Licht und Schatten liegen nah beieinander
Ob ein Bereich lichtdurchlässig ist, entscheidet die Menge an Ruß, die lokal über die Tinte auf das Kunststoffpulver aufgebracht wurde. Für das Schmelzen des Kunststoffpulvers wird nur eine kleine Menge an Ruß benötigt. Sie färbt das Bauteil leicht hellgrau, doch die transluzenten Eigenschaften des Kunststoffpulvers überwiegen. Wird mehr als die zum Schmelzen des Kunststoffpulvers benötigte Minimalmenge an Ruß aufgebracht, nimmt die Lichtdurchlässigkeit lokal entsprechend ab.

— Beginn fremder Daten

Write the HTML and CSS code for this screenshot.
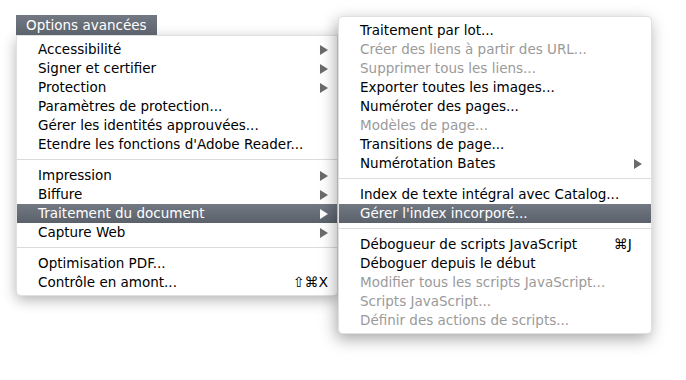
FILE: index.html
```html
<!DOCTYPE html>
<html lang="fr">
<head>
	<meta charset="UTF-8">
	<title>Options avancées</title>
	<link rel="stylesheet" href="styles.css">
</head>
<body>
	<div class="stage">
		<!-- titre du menu -->
		<div class="tab">Options avancées</div>
		<!-- menu principal -->
		<ul class="menu main">
			<li class="item"><span class="label">Accessibilité</span><span class="arrow"></span></li>
			<li class="item"><span class="label">Signer et certifier</span><span class="arrow"></span></li>
			<li class="item"><span class="label">Protection</span><span class="arrow"></span></li>
			<li class="item"><span class="label">Paramètres de protection...</span></li>
			<li class="item"><span class="label">Gérer les identités approuvées...</span></li>
			<li class="item"><span class="label">Etendre les fonctions d'Adobe Reader...</span></li>
			<li class="sep"></li>
			<li class="item"><span class="label">Impression</span><span class="arrow"></span></li>
			<li class="item"><span class="label">Biffure</span><span class="arrow"></span></li>
			<li class="item active"><span class="label">Traitement du document</span><span class="arrow"></span></li>
			<li class="item"><span class="label">Capture Web</span><span class="arrow"></span></li>
			<li class="sep"></li>
			<li class="item"><span class="label">Optimisation PDF...</span></li>
			<li class="item"><span class="label">Contrôle en amont...</span><span class="key">⇧⌘X</span></li>
		</ul>
		<!-- sous-menu -->
		<ul class="menu sub">
			<li class="item"><span class="label">Traitement par lot...</span></li>
			<li class="item off"><span class="label">Créer des liens à partir des URL...</span></li>
			<li class="item off"><span class="label">Supprimer tous les liens...</span></li>
			<li class="item"><span class="label">Exporter toutes les images...</span></li>
			<li class="item"><span class="label">Numéroter des pages...</span></li>
			<li class="item off"><span class="label">Modèles de page...</span></li>
			<li class="item"><span class="label">Transitions de page...</span></li>
			<li class="item"><span class="label">Numérotation Bates</span><span class="arrow"></span></li>
			<li class="sep"></li>
			<li class="item"><span class="label">Index de texte intégral avec Catalog...</span></li>
			<li class="item active"><span class="label">Gérer l'index incorporé...</span></li>
			<li class="sep"></li>
			<li class="item"><span class="label">Débogueur de scripts JavaScript</span><span class="key wide">⌘J</span></li>
			<li class="item"><span class="label">Déboguer depuis le début</span></li>
			<li class="item off"><span class="label">Modifier tous les scripts JavaScript...</span></li>
			<li class="item off"><span class="label">Scripts JavaScript...</span></li>
			<li class="item off"><span class="label">Définir des actions de scripts...</span></li>
		</ul>
	</div>
</body>
</html>
```
FILE: styles.css
```css
*{
	margin:0;
	padding:0;
}
body{
	background-color: #fff;
	font-family: "DejaVu Sans", "Liberation Sans", sans-serif;
	font-size: 13.5px;
	color: #000;
}
.stage{
	position: relative;
	height: 365px;
	padding: 15px 0 0 16px;
}
.tab{
	display: inline-block;
	height: 20px;
	line-height: 20px;
	padding: 0 10px;
	font-size: 13.5px;
	color: #fff;
	background: linear-gradient(#737982, #5d636c);
}
.menu{
	list-style: none;
	background-color: #fff;
	border: 1px solid rgba(0,0,0,.12);
	padding: 4px 0 3px;
	box-shadow: 0 4px 14px rgba(0,0,0,.3);
}
.main{
	width: 320px;
	border-radius: 0 0 5px 5px;
}
/* le sous-menu passe par-dessus le menu principal */
.sub{
	position: absolute;
	left: 338px;
	top: 16px;
	width: 312px;
	border-radius: 5px;
	box-shadow: -2px 5px 16px rgba(0,0,0,.35);
}
.item{
	display: flex;
	align-items: center;
	height: 19px;
	line-height: 19px;
	padding: 0 9px 0 21px;
	white-space: nowrap;
}
.label{
	flex: 1;
}
.off{
	color: #9a9a9a;
}
.active{
	color: #fff;
	background: linear-gradient(#727983, #5a616b);
}
.arrow{
	width: 0;
	height: 0;
	border-left: 8px solid #6b6b6b;
	border-top: 5px solid transparent;
	border-bottom: 5px solid transparent;
}
.active .arrow{
	border-left-color: #fff;
}
.key{
	font-size: 14px;
}
.key.wide{
	margin-right: 10px;
}
.sep{
	height: 1px;
	background-color: #dcdcdc;
	margin: 5px 0 6px;
}
```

Die Bayreuther Wissenschaftlerinnen und Wissenschaftler nutzen diese Wechselwirkung gezielt aus, um additiv gefertigte Bauteile mit hochaufgelösten Mustern, Schriftzügen und Symbolen herzustellen und mithilfe einer Lichtquelle zum Leuchten zu bringen. Aufgrund der hohen Druckauflösung der Inkjet-Druckköpfe können neben harten Hell-Dunkel-Kontrasten auch fließende Übergänge realisiert werden.
Ökologisch und ökonomisch auf der Überholspur
Individualisierte Muster, Schriftzüge und Symbole, komplexe dreidimensionale Strukturen mit Lichtelementen oder transluzente Bauteile für Kombinationen aus Sensorik und Beleuchtung – all das kann dank dieses ausgeklügelten 3D-Druckverfahrens in einem einzigen Fertigungsschritt und ohne konstruktive Anpassung von Bauteildicken produziert werden. Und weil die Kunststoffbauteile durchgängig aus demselben Material bestehen, können sie ohne Weiteres recycelt werden.
„Die Additive Fertigung entlastet Natur und Wirtschaft: Durch eine nachhaltige Fertigung und kurze Prozessketten können Bauteile ohne konstruktive Restriktionen mit selektiv transluzenten Strukturen funktionalisiert werden“, fasst Wimmer zusammen.